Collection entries

-- START --

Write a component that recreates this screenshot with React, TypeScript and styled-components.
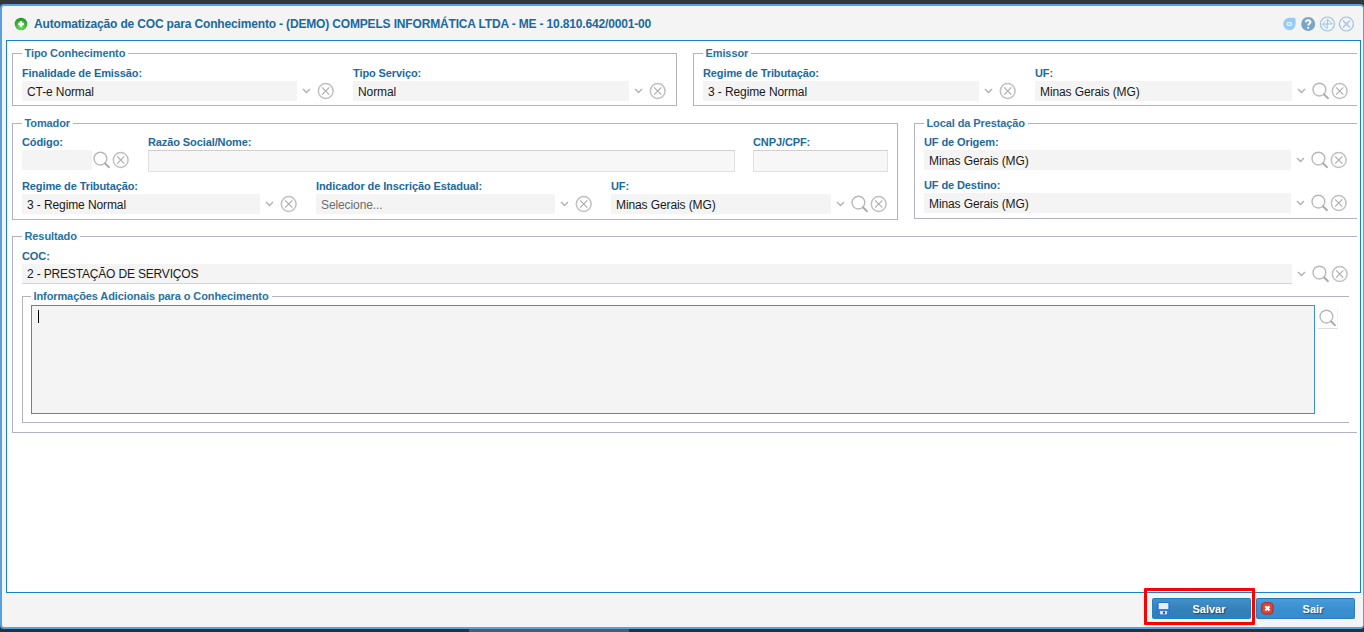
import React from 'react';
import styled, { createGlobalStyle } from 'styled-components';

const GlobalStyle = createGlobalStyle`
  * { box-sizing: border-box; }
  html, body { margin: 0; padding: 0; overflow: hidden; }
  body { background: #34373b; font-family: "Liberation Sans", Arial, sans-serif; font-size: 12px; color: #1a1a1a; }
  svg { flex: none; }
`;

const Desktop = styled.div`
  width: 1364px;
  height: 632px;
  padding-top: 4px;
  display: flex;
  flex-direction: column;
  background: linear-gradient(#33363a 0 50%, #24323a 50% 100%);
`;

const Window = styled.section`
  height: 625px;
  flex: none;
  display: flex;
  flex-direction: column;
  background: #f4f4f4;
  border: 2px solid #5b9fde;
  border-right-width: 1px;
  border-radius: 4px;
`;

const TaskStrip = styled.div`
  height: 3px;
  width: 160px;
  margin-left: 469px;
  background: #505b63;
`;

const TitleBar = styled.header`
  height: 34px;
  flex: none;
  display: flex;
  align-items: center;
  padding: 1px 9px 0 12px;
`;

const Title = styled.h1`
  margin: 0 auto 0 6px;
  font-size: 12px;
  font-weight: bold;
  line-height: 16px;
  letter-spacing: -0.162px;
  color: #1b699f;
  white-space: nowrap;
`;

const WindowTools = styled.div`
  display: flex;
  gap: 3px;
`;

const Panel = styled.main`
  height: 553px;
  flex: none;
  margin: 0 2px 0 4px;
  padding: 12px 3px 0 5px;
  border: 1px solid #1a80cc;
  background: #fff;
  display: flex;
  flex-direction: column;
`;

const GroupRow = styled.div<{ $mb: number }>`
  display: flex;
  align-items: flex-start;
  gap: 16px;
  margin-bottom: ${(p) => p.$mb}px;
`;

const Group = styled.div<{ $w?: number; $h: number; $open?: boolean; $inset?: number; $mt?: number }>`
  ${(p) => (p.$w ? `width: ${p.$w}px; flex: none;` : 'flex: 1;')}
  height: ${(p) => p.$h}px;
  margin-top: ${(p) => p.$mt ?? 0}px;
  padding-left: ${(p) => p.$inset ?? 9}px;
  border: 1px solid #b1b3c5;
  ${(p) => p.$open && 'border-right: 0;'}
`;

const Legend = styled.div<{ $mb: number }>`
  width: fit-content;
  margin: -8px 0 ${(p) => p.$mb}px;
  padding: 0 3px 0 2.5px;
  background: #fff;
  color: #2672a5;
  font-size: 11px;
  font-weight: bold;
  line-height: 14px;
  letter-spacing: -0.1px;
  white-space: nowrap;
`;

const FieldRow = styled.div<{ $mb?: number }>`
  display: flex;
  gap: 18px;
  margin-bottom: ${(p) => p.$mb ?? 0}px;
`;

const Label = styled.label`
  display: block;
  height: 15px;
  font-size: 11px;
  font-weight: bold;
  line-height: 15px;
  letter-spacing: -0.1px;
  color: #1b699f;
  white-space: nowrap;
`;

const Control = styled.div`
  display: flex;
`;

const Value = styled.div<{ $w: number; $muted?: boolean; $line?: boolean }>`
  width: ${(p) => p.$w}px;
  height: 20px;
  padding-left: 5px;
  line-height: ${(p) => (p.$line ? 21 : 23)}px;
  letter-spacing: ${(p) => (p.$line ? -0.17 : -0.1)}px;
  background: #f4f4f4;
  color: ${(p) => (p.$muted ? '#6d6d6d' : '#1a1a1a')};
  white-space: nowrap;
  ${(p) => p.$line && 'border-bottom: 1px solid #d5d5d5;'}
`;

const TextInput = styled.div<{ $w: number }>`
  width: ${(p) => p.$w}px;
  height: 22px;
  background: #f7f7f7;
  border: 1px solid #e0e0e0;
  border-top-color: #cfcfcf;
`;

const IconCell = styled.span`
  width: 19px;
  height: 20px;
  display: flex;
  align-items: center;
  justify-content: center;
`;

const NotesRow = styled.div`
  display: flex;
  gap: 3px;
`;

const Notes = styled.div`
  width: 1284px;
  height: 109px;
  padding: 4px 6px;
  border: 1px solid #3c8fc9;
  background: #f4f4f4;
`;

const Caret = styled.div`
  width: 1px;
  height: 13px;
  background: #000;
`;

const NotesSearch = styled.div`
  width: 20px;
  height: 21px;
  margin-top: 3px;
  display: flex;
  align-items: center;
  justify-content: center;
  border-bottom: 1px solid #dcdcdc;
  border-right: 1px solid #f3f3f3;
`;

const Footer = styled.footer`
  flex: 1;
  display: flex;
  justify-content: flex-end;
  gap: 5px;
  padding: 5px 8px 0 0;
`;

const Button = styled.div<{ $active?: boolean }>`
  position: relative;
  width: 99px;
  height: 21px;
  display: flex;
  align-items: center;
  padding-left: 4px;
  border: 1px solid ${(p) => (p.$active ? '#1f83c8' : '#2b7fc0')};
  border-top-color: #1a7cc0;
  border-radius: 2px;
  background: ${(p) =>
    p.$active ? 'linear-gradient(#4590c8, #3480b8 55%, #2f7fba)' : 'linear-gradient(#4a9bd9, #3a8fd0 55%, #358ccf)'};
  color: #fff;
`;

const ButtonText = styled.span`
  flex: 1;
  padding-right: 2px;
  text-align: center;
  font-size: 11px;
  font-weight: bold;
  line-height: 20px;
  text-shadow: 1px 1px 1px rgba(0, 0, 0, 0.45);
`;

const Highlight = styled.span`
  position: absolute;
  left: -9px;
  top: -11px;
  width: 111px;
  height: 37px;
  border: 3px solid #fe0000;
  border-radius: 1px;
`;

const Chevron = () => (
  <IconCell>
    <svg width="9" height="6" viewBox="0 0 9 6" fill="none" stroke="#b0b0b0" strokeWidth="1.4">
      <path d="M1 1 L4.5 4.5 L8 1" />
    </svg>
  </IconCell>
);

const Lens = () => (
  <svg width="19" height="18" viewBox="0 0 19 18" fill="none" stroke="#b7b7b7" strokeLinecap="round">
    <circle cx="8.4" cy="7.6" r="6.4" strokeWidth="1.4" />
    <path d="M12.9 12.3 L17 16.2" strokeWidth="1.9" stroke="#aaaaaa" />
  </svg>
);

const Search = () => (
  <IconCell>
    <Lens />
  </IconCell>
);

const Clear = () => (
  <IconCell>
    <svg width="19" height="18" viewBox="0 0 19 18" fill="none">
      <circle cx="9.7" cy="9" r="7.4" stroke="#c0c0c0" strokeWidth="1.5" />
      <path d="M6.1 5.4 L13.3 12.6 M13.3 5.4 L6.1 12.6" stroke="#ababab" strokeWidth="1.1" />
    </svg>
  </IconCell>
);

type ComboProps = {
  label: string;
  value?: string;
  width: number;
  muted?: boolean;
  line?: boolean;
  chevron?: boolean;
  search?: boolean;
};

const Combo = ({ label, value, width, muted, line, chevron = true, search }: ComboProps) => (
  <div>
    <Label>{label}</Label>
    <Control>
      <Value $w={width} $muted={muted} $line={line}>{value}</Value>
      {chevron && <Chevron />}
      {search && <Search />}
      <Clear />
    </Control>
  </div>
);

const Input = ({ label, width }: { label: string; width: number }) => (
  <div>
    <Label>{label}</Label>
    <TextInput $w={width} />
  </div>
);

const AddIcon = () => (
  <svg width="14" height="14" viewBox="0 0 14 14">
    <defs>
      <radialGradient id="green" cx="0.5" cy="0.75" r="0.7">
        <stop offset="0" stopColor="#6be45a" />
        <stop offset="1" stopColor="#259428" />
      </radialGradient>
    </defs>
    <circle cx="7" cy="7" r="6.3" fill="url(#green)" />
    <path d="M7 4.2 V9.8 M4.2 7 H9.8" stroke="#fff" strokeWidth="2.4" />
  </svg>
);

const ChatIcon = () => (
  <svg width="16" height="16" viewBox="0 0 16 16">
    <path d="M8.5 1.8 H12.6 Q14.6 1.8 14.6 3.8 V8 A6.2 6.2 0 1 1 8.5 1.8 Z" fill="#96cbf3" />
    <rect x="5.9" y="6.5" width="4.8" height="3" rx="1.4" fill="#a9d5f6" stroke="#e9f5fd" strokeWidth="1.1" />
  </svg>
);

const HelpIcon = () => (
  <svg width="16" height="16" viewBox="0 0 16 16" fill="none">
    <circle cx="8.2" cy="8" r="7" fill="#78a5c8" />
    <path d="M5.9 6.2 C5.9 3.6 10.5 3.6 10.5 6.1 C10.5 7.8 8.2 7.8 8.2 9.6" stroke="#fff" strokeWidth="1.9" />
    <circle cx="8.2" cy="11.8" r="1.1" fill="#fff" />
  </svg>
);

const RestoreIcon = () => (
  <svg width="16" height="16" viewBox="0 0 16 16" fill="none" stroke="#98c2e2">
    <circle cx="8.4" cy="8" r="7" strokeWidth="1.2" />
    <path d="M8.6 3.2 V8 H13.4 Z M8.2 12.8 V8 H3.4 Z" strokeWidth="1" />
    <path d="M3.4 8 L8.6 3.2" strokeWidth="0.6" />
  </svg>
);

const CloseIcon = () => (
  <svg width="16" height="16" viewBox="0 0 16 16" fill="none" stroke="#98c2e2">
    <circle cx="8.4" cy="8" r="7" strokeWidth="1.2" />
    <path d="M4.9 4.5 L11.9 11.5 M11.9 4.5 L4.9 11.5" strokeWidth="1.1" />
  </svg>
);

const DiskIcon = () => (
  <svg width="13" height="13" viewBox="0 0 13 13">
    <rect x="0.5" y="0.5" width="12" height="12" rx="0.8" fill="#2f80e6" stroke="#2a6fd8" />
    <rect x="1.7" y="1" width="9.6" height="6" fill="#e8eff8" />
    <rect x="3" y="9" width="7" height="3.3" fill="#dbe6f2" />
    <rect x="6" y="9.6" width="2" height="2" fill="#1d3f7c" />
  </svg>
);

const ExitIcon = () => (
  <svg width="13" height="13" viewBox="0 0 13 13">
    <rect x="0.7" y="0.7" width="11.4" height="11.4" rx="3.4" fill="#dc4638" stroke="#b5281f" />
    <path d="M4.3 4.3 L8.5 8.5 M8.5 4.3 L4.3 8.5" stroke="#fff" strokeWidth="2" />
  </svg>
);

export default function App() {
  return (
    <>
      <GlobalStyle />
      <Desktop>
        <Window>
          <TitleBar>
            <AddIcon />
            <Title>Automatização de COC para Conhecimento - (DEMO) COMPELS INFORMÁTICA LTDA - ME - 10.810.642/0001-00</Title>
            <WindowTools>
              <ChatIcon />
              <HelpIcon />
              <RestoreIcon />
              <CloseIcon />
            </WindowTools>
          </TitleBar>
          <Panel>
            <GroupRow $mb={17}>
              <Group $w={665} $h={53}>
                <Legend $mb={6}>Tipo Conhecimento</Legend>
                <FieldRow>
                  <Combo label="Finalidade de Emissão:" value="CT-e Normal" width={275} />
                  <Combo label="Tipo Serviço:" value="Normal" width={276} />
                </FieldRow>
              </Group>
              <Group $h={53} $open>
                <Legend $mb={6}>Emissor</Legend>
                <FieldRow>
                  <Combo label="Regime de Tributação:" value="3 - Regime Normal" width={276} />
                  <Combo label="UF:" value="Minas Gerais (MG)" width={257} search />
                </FieldRow>
              </Group>
            </GroupRow>
            <GroupRow $mb={16}>
              <Group $w={886} $h={97}>
                <Legend $mb={5}>Tomador</Legend>
                <FieldRow $mb={7}>
                  <Combo label="Código:" width={70} chevron={false} search />
                  <Input label="Razão Social/Nome:" width={587} />
                  <Input label="CNPJ/CPF:" width={135} />
                </FieldRow>
                <FieldRow>
                  <Combo label="Regime de Tributação:" value="3 - Regime Normal" width={238} />
                  <Combo label="Indicador de Inscrição Estadual:" value="Selecione..." width={239} muted />
                  <Combo label="UF:" value="Minas Gerais (MG)" width={220} search />
                </FieldRow>
              </Group>
              <Group $h={96} $open>
                <Legend $mb={5}>Local da Prestação</Legend>
                <FieldRow $mb={8}>
                  <Combo label="UF de Origem:" value="Minas Gerais (MG)" width={367} search />
                </FieldRow>
                <FieldRow>
                  <Combo label="UF de Destino:" value="Minas Gerais (MG)" width={367} search />
                </FieldRow>
              </Group>
            </GroupRow>
            <GroupRow $mb={0}>
              <Group $h={197} $open>
                <Legend $mb={6}>Resultado</Legend>
                <Combo label="COC:" value="2 - PRESTAÇÃO DE SERVIÇOS" width={1270} line search />
                <Group $w={1327} $h={127} $mt={12} $inset={8} $open>
                  <Legend $mb={2}>Informações Adicionais para o Conhecimento</Legend>
                  <NotesRow>
                    <Notes>
                      <Caret />
                    </Notes>
                    <NotesSearch>
                      <Lens />
                    </NotesSearch>
                  </NotesRow>
                </Group>
              </Group>
            </GroupRow>
          </Panel>
          <Footer>
            <Button $active>
              <DiskIcon />
              <ButtonText>Salvar</ButtonText>
              <Highlight />
            </Button>
            <Button>
              <ExitIcon />
              <ButtonText>Sair</ButtonText>
            </Button>
          </Footer>
        </Window>
        <TaskStrip />
      </Desktop>
    </>
  );
}
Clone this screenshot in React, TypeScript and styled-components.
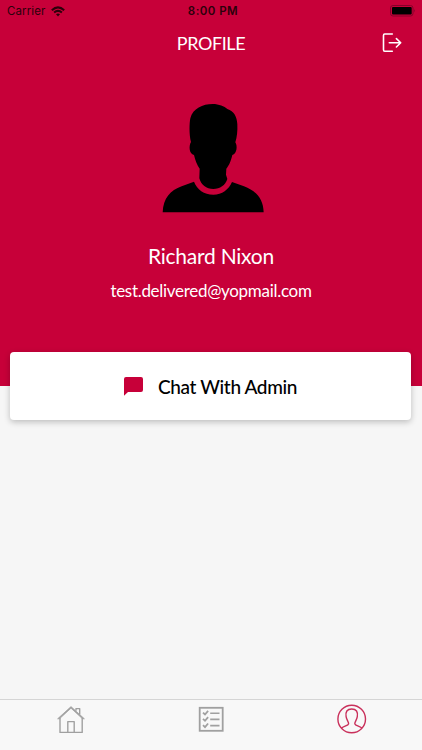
import React from "react";
import styled, { createGlobalStyle } from "styled-components";

const GlobalStyle = createGlobalStyle`
  * { box-sizing: border-box; }
  body { margin: 0; background: #f6f6f6; font-family: Lato, sans-serif; }
`;

const Screen = styled.main`
  width: 422px;
  height: 750px;
  display: flex;
  flex-direction: column;
  background: #f6f6f6;
  overflow: hidden;
`;

const Hero = styled.section`
  height: 386px;
  flex: none;
  display: flex;
  flex-direction: column;
  background: #c70039;
`;

const StatusBar = styled.div`
  height: 22px;
  flex: none;
  display: grid;
  grid-template-columns: 1fr auto 1fr;
  align-items: center;
  padding: 0 6px 0 7px;
  font-family: Inter, sans-serif;
  font-size: 11.5px;
  color: #2c000b;
`;

const Carrier = styled.span`
  display: flex;
  align-items: center;
  gap: 6px;
  letter-spacing: 0.1px;
`;

const Clock = styled.span`
  padding-left: 3px;
  font-weight: 600;
  font-size: 11.5px;
  letter-spacing: 0.45px;
`;

const BatterySlot = styled.span`
  display: flex;
  justify-content: flex-end;
`;

const NavBar = styled.header`
  height: 42px;
  flex: none;
  display: grid;
  grid-template-columns: 1fr auto 1fr;
  align-items: center;
  padding: 0 20px;
`;

const Title = styled.h1`
  grid-column: 2;
  margin: 0;
  padding-bottom: 1px;
  font-size: 18px;
  font-weight: 400;
  letter-spacing: -0.4px;
  color: #fff;
`;

const LogoutButton = styled.button`
  justify-self: end;
  display: flex;
  padding: 0;
  border: 0;
  background: none;
`;

const Person = styled.div`
  display: flex;
  flex-direction: column;
  align-items: center;
  padding-top: 31px;
  color: #fff;
`;

const Name = styled.h2`
  margin: 23px 0 0;
  font-size: 21px;
  line-height: 26px;
  font-weight: 400;
  letter-spacing: -0.25px;
`;

const Email = styled.p`
  margin: 11px 0 0;
  font-size: 17px;
  line-height: 22px;
  letter-spacing: -0.3px;
`;

const ChatCard = styled.button`
  margin: -34px 11px 0 10px;
  height: 68px;
  flex: none;
  display: flex;
  align-items: center;
  justify-content: center;
  gap: 15px;
  padding: 1px 0 0;
  border: 0;
  border-radius: 4px;
  background: #fff;
  box-shadow: 0 2px 6px rgba(0, 0, 0, 0.24);
  color: #000;
  font: 500 19px/24px Lato, sans-serif;
  letter-spacing: -0.35px;
`;

const TabBar = styled.nav`
  margin-top: auto;
  height: 51px;
  display: grid;
  grid-template-columns: repeat(3, 1fr);
  border-top: 1px solid #d5d5d5;
  background: #f8f8f8;
`;

const Tab = styled.button<{ $active?: boolean }>`
  display: flex;
  justify-content: center;
  align-items: flex-start;
  padding: 4px 0 0;
  border: 0;
  background: none;
  color: ${(p) => (p.$active ? "#c9305b" : "#a0a0a0")};
`;

const WifiIcon = () => (
  <svg width="14" height="11" viewBox="0 0 14 11" fill="none" stroke="currentColor" strokeWidth="2">
    <path d="M.8 4.2Q7-1.4 13.2 4.2M3.1 6.6Q7 3.2 10.9 6.6" />
    <path d="M5 8.3Q7 6.8 9 8.3L7 10.4Z" fill="currentColor" stroke="none" />
  </svg>
);

const BatteryIcon = () => (
  <svg width="26" height="12" viewBox="0 0 26 12">
    <rect x=".5" y=".5" width="22.5" height="10.5" rx="2.5" fill="none" stroke="#86002a" />
    <rect x="2" y="2" width="19.7" height="7.5" rx="1" fill="#000" />
    <path d="M24 4Q25.6 5.7 24 7.5Z" fill="#86002a" />
  </svg>
);

const LogoutIcon = () => (
  <svg width="20" height="20" viewBox="0 0 20 20" fill="none" stroke="#fff" strokeWidth="1.6" strokeLinecap="round" strokeLinejoin="round">
    <path d="M10.3 1H2.7Q1.5 1 1.5 2.5V16.7Q1.5 18.2 2.7 18.2H10.3M7.3 9.8H18.6M14.4 5.6L18.7 9.8L14.4 14" />
  </svg>
);

const AvatarPicture = () => (
  <svg width="130" height="125" viewBox="-12 0 390 375" fill="#000">
    <path d="M123 141C117 118 118 84 121 70C129 40 158 27 188 27C207 27 223 34 232 42C252 48 261 65 262 88C263 108 261 126 256 142C263 152 261 177 247 180C242 201 237 211 229 221L228 239L232 252C226 271 210 282 190 282C169 282 153 270 148 250L149 221C141 209 136 197 132 180C117 177 116 152 123 141Z" />
    <path d="M38 352C40 309 61 286 95 274L132 260C141 283 162 299 190 299C216 299 236 284 246 261L282 274C318 288 340 311 341 352Z" />
  </svg>
);

const ChatIcon = () => (
  <svg width="19" height="19" viewBox="0 0 19 19" fill="#c70039">
    <path d="M2 0H17Q19 0 19 2V13Q19 15 17 15H4L0 18.7V2Q0 0 2 0Z" />
  </svg>
);

const HomeIcon = () => (
  <svg width="30" height="30" viewBox="0 0 30 30" fill="none" stroke="currentColor" strokeWidth="1.4" strokeLinejoin="round">
    <path d="M5 14V28.4H27.2V14M12.8 28.2V17.6H19.2V28.2M21 6.7V4.6H24.7V10.4" />
    <path fill="currentColor" strokeWidth=".7" d="M2.6 14.8H4.5L16 4.2L27.5 14.8H29.4L16 2.6Z" />
  </svg>
);

const TasksIcon = () => (
  <svg width="26" height="30" viewBox="0 0 26 30" fill="none" stroke="currentColor">
    <rect x="1.7" y="3.8" width="23" height="23" strokeWidth="1.8" />
    <path strokeWidth="1.8" d="M5 8.6L7 10.5L10.1 6.9M5 14.9L7 16.8L10.1 13.2M5 21.2L7 23.1L10.1 19.5" />
    <path strokeWidth="1.6" d="M12.2 9.2H21.5M12.2 15.4H21.5M12.2 21.6H21.5" />
  </svg>
);

const ProfileIcon = () => (
  <svg width="30" height="30" viewBox="0 0 30 30" fill="none" stroke="currentColor" strokeWidth="1.4">
    <circle cx="14.7" cy="15" r="13.8" />
    <path d="M4.4 24.2C6 22.2 11.2 21.8 11.6 19.8C11.8 18 9.6 16 9.1 12.7C8.3 7.7 10 5 14.7 5S21.1 7.7 20.3 12.7C19.8 16 17.6 18 17.8 19.8C18.2 21.8 23.4 22.2 25 24.2" />
  </svg>
);

export default function App() {
  return (
    <>
      <GlobalStyle />
      <Screen>
        <Hero>
          <StatusBar>
            <Carrier>Carrier <WifiIcon /></Carrier>
            <Clock>8:00 PM</Clock>
            <BatterySlot><BatteryIcon /></BatterySlot>
          </StatusBar>
          <NavBar>
            <Title>PROFILE</Title>
            <LogoutButton aria-label="Log out"><LogoutIcon /></LogoutButton>
          </NavBar>
          <Person>
            <AvatarPicture />
            <Name>Richard Nixon</Name>
            <Email>test.delivered@yopmail.com</Email>
          </Person>
        </Hero>
        <ChatCard><ChatIcon />Chat With Admin</ChatCard>
        <TabBar>
          <Tab aria-label="Home"><HomeIcon /></Tab>
          <Tab aria-label="Tasks"><TasksIcon /></Tab>
          <Tab aria-label="Profile" $active><ProfileIcon /></Tab>
        </TabBar>
      </Screen>
    </>
  );
}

-- END --

## What the task asks
Work through the records line by line and tally those with the word "components". Report only the total.

## Full response
4